Et puis ? Si cela ne suffit pas, les peuples des pays industrialisés se retrouveront aussi spoliés que les Indiens du Mexique, entre autres. Et il ne restera plus d’autre façon digne de réagir que celle de Zapata [7] au début du siècle et celle des populations courageuses du Chiapas aujourd’hui. Ces hommes sont avant tout nos frères, comme dit Danielle Mitterrand qui a eu le courage admirable d’aller les voir et de publier le récit [8] de cette visite et de leur lutte. Digne de tous les distributistes.


[1En écrivant ceci, j’apprends que le gouvernement va encore “trouver” 7 milliards “d’économies” en les retirant de l’aide au logement. Et puis quoi encore ?

[2Chiffres donnés par L.Wacquant, Professeur de sociologie à l’Université Berkeley, Californie, dans le Monde Diplomatique N°510.

[3Basic Income European Network, le réseau européen pour l’allocation universelle, a tenu son dixième congrès dont J-P Mon fait le rapport page 5.

[4Invité également à la Chambre des Communes par le Mouvement pour la Justice Monétaire, U.Duchrow est l’auteur d’une étude traduite en Anglais sous le titre “Alternatives to Global Capitalism”, remarquable et très bien documentée, éditée par Kairos Europa, Hegenichstrasse 22, 69124 Heidelberg, Allemagne.

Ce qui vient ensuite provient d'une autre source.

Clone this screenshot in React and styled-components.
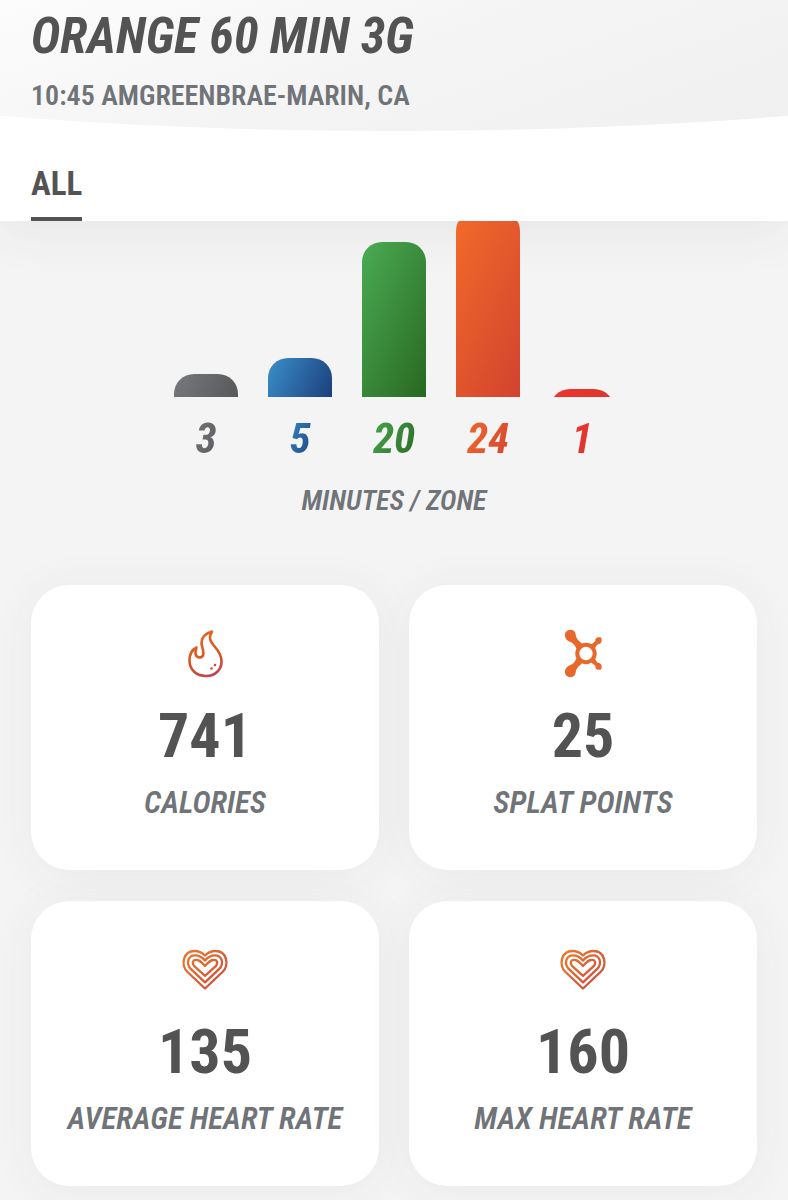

[5Voir l’annonce ci-dessous.

[6Des exemplaires de ce manifeste de 4 pages, intitulé “Pour une relance rapide sans inflation”, sont à la disposition des abonnés (écrire au journal en joignant, si possible, un timbre pour nos frais d’envoi).

[7Le métis émilio Zapata mena, au début du siècle le combat contre le pouvoir en place au Mexique qui spoliait les paysans de leur seule richesse, la terre, et les Indiens, de toute dignité. Son combat ne visait qu’à rendre au peuple l’indispensable à leur existence : “Terre et liberté”. Il fut assassiné comme une bête sur l’ordre du président Carranza.

[8“Ces hommes sont avant tout nos frères” par D. Mitterrand est publié aux éditions Ramsay, 144 pages, au prix de 49F. Les droits d’auteur sont intégralement versés à France-Libertés.